(begin)

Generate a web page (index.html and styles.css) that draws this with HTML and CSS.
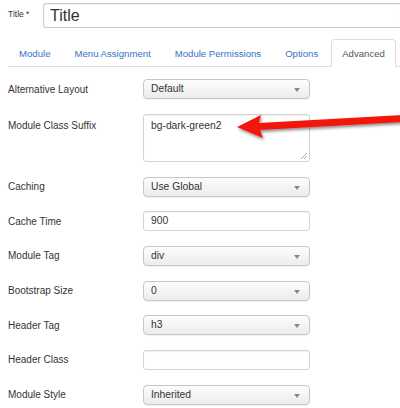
FILE: index.html
```html
<!DOCTYPE html>
<html>
<head>
<meta charset="utf-8">
<link rel="stylesheet" href="styles.css">
</head>
<body>
<div class="page">
  <div class="title-row">
    <label class="title-label">Title <span class="star">*</span></label>
    <div class="title-input">Title</div>
  </div>
  <ul class="tabs">
    <li><a>Module</a></li>
    <li><a>Menu Assignment</a></li>
    <li><a>Module Permissions</a></li>
    <li><a>Options</a></li>
    <li class="active"><a>Advanced</a></li>
  </ul>
  <div class="form">
    <div class="row"><div class="lbl">Alternative Layout</div><div class="select">Default<span class="caret"></span></div></div>
    <div class="row tall"><div class="lbl">Module Class Suffix</div><div class="textarea">bg-dark-green2<svg class="grip" width="8" height="8" viewBox="0 0 8 8"><path d="M7 1L1 7M7 4L4 7" stroke="#aaa" stroke-width="1"/></svg></div></div>
    <div class="row"><div class="lbl">Caching</div><div class="select">Use Global<span class="caret"></span></div></div>
    <div class="row"><div class="lbl">Cache Time</div><div class="input">900</div></div>
    <div class="row"><div class="lbl">Module Tag</div><div class="select">div<span class="caret"></span></div></div>
    <div class="row"><div class="lbl">Bootstrap Size</div><div class="select">0<span class="caret"></span></div></div>
    <div class="row"><div class="lbl">Header Tag</div><div class="select">h3<span class="caret"></span></div></div>
    <div class="row"><div class="lbl">Header Class</div><div class="input"></div></div>
    <div class="row"><div class="lbl">Module Style</div><div class="select">Inherited<span class="caret"></span></div></div>
  </div>
  <svg class="arrow" width="165" height="40" viewBox="0 0 165 40">
    <defs>
      <filter id="sh" x="-10%" y="-30%" width="130%" height="180%">
        <feDropShadow dx="1" dy="2" stdDeviation="1.5" flood-color="#000" flood-opacity="0.45"/>
      </filter>
    </defs>
    <polygon filter="url(#sh)" fill="#f2190f" points="2,22 26,10 24,18 168,10 168,17 25,25 28,33"/>
  </svg>
</div>
</body>
</html>
```
FILE: styles.css
```css
html, body {
  margin: 0;
  padding: 0;
  background: #fff;
}
body {
  font-family: "Liberation Sans", Arial, sans-serif;
  color: #333;
  width: 400px;
  height: 408px;
  overflow: hidden;
}
.page {
  position: relative;
  padding: 3px 0 0 8px;
}
.title-row {
  display: flex;
  align-items: center;
  height: 25px;
}
.title-label {
  flex-shrink: 0;
  white-space: nowrap;
  font-size: 8.5px;
  width: 35px;
  color: #333;
  margin-top: -4px;
}
.title-input {
  box-sizing: border-box;
  flex: 1;
  height: 25px;
  border: 1px solid #ccc;
  border-right: 0;
  border-radius: 3px 0 0 3px;
  box-shadow: inset 0 1px 1px rgba(0,0,0,0.06);
  font-size: 16px;
  line-height: 23px;
  padding-left: 6px;
  color: #333;
}
.tabs {
  list-style: none;
  margin: 11px 0 0 0;
  padding: 0;
  display: flex;
  border-bottom: 1px solid #ddd;
  height: 27px;
}
.tabs li {
  flex-shrink: 0;
  margin-right: 2px;
  margin-bottom: -1px;
  white-space: nowrap;
}
.tabs a {
  display: block;
  box-sizing: border-box;
  height: 28px;
  padding: 0 10px;
  font-size: 9.6px;
  line-height: 27px;
  color: #3473c6;
  border: 1px solid transparent;
  border-bottom: 0;
  border-radius: 4px 4px 0 0;
}
.tabs li.active a {
  color: #555;
  background: #fff;
  border-color: #ddd;
}
.form {
  padding-top: 12px;
}
.row {
  display: flex;
  align-items: center;
  height: 20px;
  margin-bottom: 14.67px;
}
.row.tall {
  height: 48px;
  align-items: flex-start;
  margin-bottom: 15px;
}
.row.tall .lbl {
  padding-top: 6px;
}
.lbl {
  width: 135px;
  flex-shrink: 0;
  font-size: 10px;
  color: #333;
}
.select, .input, .textarea {
  box-sizing: border-box;
  width: 167px;
  font-size: 10.3px;
  color: #333;
  position: relative;
}
.select {
  height: 20px;
  line-height: 18px;
  padding-left: 7px;
  border: 1px solid #c6c6c6;
  border-radius: 4px;
  background: linear-gradient(#fdfdfd, #ececec);
  box-shadow: 0 1px 1px rgba(0,0,0,0.05);
}
.caret {
  position: absolute;
  right: 9px;
  top: 8px;
  width: 0;
  height: 0;
  border-left: 3px solid transparent;
  border-right: 3px solid transparent;
  border-top: 4px solid #888;
}
.input {
  height: 20px;
  line-height: 18px;
  padding-left: 7px;
  border: 1px solid #d3d3d3;
  border-radius: 3px;
  background: #fff;
  box-shadow: inset 0 1px 1px rgba(0,0,0,0.06);
}
.textarea {
  height: 48px;
  padding: 5px 0 0 7px;
  border: 1px solid #d3d3d3;
  border-radius: 3px;
  background: #fff;
  box-shadow: inset 0 1px 1px rgba(0,0,0,0.06);
}
.grip {
  position: absolute;
  right: 1px;
  bottom: 1px;
}
.arrow {
  position: absolute;
  left: 235px;
  top: 105px;
}
```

(end)

◆ **GIVEN TASK**: All of the material above should be reproduced exactly, except the pictures.

◆ **ANSWER TO THE TASK**:
Generate a web page (index.html and styles.css) that draws this with HTML and CSS.
FILE: index.html
```html
<!DOCTYPE html>
<html>
<head>
<meta charset="utf-8">
<link rel="stylesheet" href="styles.css">
</head>
<body>
<div class="page">
  <div class="title-row">
    <label class="title-label">Title <span class="star">*</span></label>
    <div class="title-input">Title</div>
  </div>
  <ul class="tabs">
    <li><a>Module</a></li>
    <li><a>Menu Assignment</a></li>
    <li><a>Module Permissions</a></li>
    <li><a>Options</a></li>
    <li class="active"><a>Advanced</a></li>
  </ul>
  <div class="form">
    <div class="row"><div class="lbl">Alternative Layout</div><div class="select">Default<span class="caret"></span></div></div>
    <div class="row tall"><div class="lbl">Module Class Suffix</div><div class="textarea">bg-dark-green2<svg class="grip" width="8" height="8" viewBox="0 0 8 8"><path d="M7 1L1 7M7 4L4 7" stroke="#aaa" stroke-width="1"/></svg></div></div>
    <div class="row"><div class="lbl">Caching</div><div class="select">Use Global<span class="caret"></span></div></div>
    <div class="row"><div class="lbl">Cache Time</div><div class="input">900</div></div>
    <div class="row"><div class="lbl">Module Tag</div><div class="select">div<span class="caret"></span></div></div>
    <div class="row"><div class="lbl">Bootstrap Size</div><div class="select">0<span class="caret"></span></div></div>
    <div class="row"><div class="lbl">Header Tag</div><div class="select">h3<span class="caret"></span></div></div>
    <div class="row"><div class="lbl">Header Class</div><div class="input"></div></div>
    <div class="row"><div class="lbl">Module Style</div><div class="select">Inherited<span class="caret"></span></div></div>
  </div>
  <svg class="arrow" width="165" height="40" viewBox="0 0 165 40">
    <defs>
      <filter id="sh" x="-10%" y="-30%" width="130%" height="180%">
        <feDropShadow dx="1" dy="2" stdDeviation="1.5" flood-color="#000" flood-opacity="0.45"/>
      </filter>
    </defs>
    <polygon filter="url(#sh)" fill="#f2190f" points="2,22 26,10 24,18 168,10 168,17 25,25 28,33"/>
  </svg>
</div>
</body>
</html>
```
FILE: styles.css
```css
html, body {
  margin: 0;
  padding: 0;
  background: #fff;
}
body {
  font-family: "Liberation Sans", Arial, sans-serif;
  color: #333;
  width: 400px;
  height: 408px;
  overflow: hidden;
}
.page {
  position: relative;
  padding: 3px 0 0 8px;
}
.title-row {
  display: flex;
  align-items: center;
  height: 25px;
}
.title-label {
  flex-shrink: 0;
  white-space: nowrap;
  font-size: 8.5px;
  width: 35px;
  color: #333;
  margin-top: -4px;
}
.title-input {
  box-sizing: border-box;
  flex: 1;
  height: 25px;
  border: 1px solid #ccc;
  border-right: 0;
  border-radius: 3px 0 0 3px;
  box-shadow: inset 0 1px 1px rgba(0,0,0,0.06);
  font-size: 16px;
  line-height: 23px;
  padding-left: 6px;
  color: #333;
}
.tabs {
  list-style: none;
  margin: 11px 0 0 0;
  padding: 0;
  display: flex;
  border-bottom: 1px solid #ddd;
  height: 27px;
}
.tabs li {
  flex-shrink: 0;
  margin-right: 2px;
  margin-bottom: -1px;
  white-space: nowrap;
}
.tabs a {
  display: block;
  box-sizing: border-box;
  height: 28px;
  padding: 0 10px;
  font-size: 9.6px;
  line-height: 27px;
  color: #3473c6;
  border: 1px solid transparent;
  border-bottom: 0;
  border-radius: 4px 4px 0 0;
}
.tabs li.active a {
  color: #555;
  background: #fff;
  border-color: #ddd;
}
.form {
  padding-top: 12px;
}
.row {
  display: flex;
  align-items: center;
  height: 20px;
  margin-bottom: 14.67px;
}
.row.tall {
  height: 48px;
  align-items: flex-start;
  margin-bottom: 15px;
}
.row.tall .lbl {
  padding-top: 6px;
}
.lbl {
  width: 135px;
  flex-shrink: 0;
  font-size: 10px;
  color: #333;
}
.select, .input, .textarea {
  box-sizing: border-box;
  width: 167px;
  font-size: 10.3px;
  color: #333;
  position: relative;
}
.select {
  height: 20px;
  line-height: 18px;
  padding-left: 7px;
  border: 1px solid #c6c6c6;
  border-radius: 4px;
  background: linear-gradient(#fdfdfd, #ececec);
  box-shadow: 0 1px 1px rgba(0,0,0,0.05);
}
.caret {
  position: absolute;
  right: 9px;
  top: 8px;
  width: 0;
  height: 0;
  border-left: 3px solid transparent;
  border-right: 3px solid transparent;
  border-top: 4px solid #888;
}
.input {
  height: 20px;
  line-height: 18px;
  padding-left: 7px;
  border: 1px solid #d3d3d3;
  border-radius: 3px;
  background: #fff;
  box-shadow: inset 0 1px 1px rgba(0,0,0,0.06);
}
.textarea {
  height: 48px;
  padding: 5px 0 0 7px;
  border: 1px solid #d3d3d3;
  border-radius: 3px;
  background: #fff;
  box-shadow: inset 0 1px 1px rgba(0,0,0,0.06);
}
.grip {
  position: absolute;
  right: 1px;
  bottom: 1px;
}
.arrow {
  position: absolute;
  left: 235px;
  top: 105px;
}
```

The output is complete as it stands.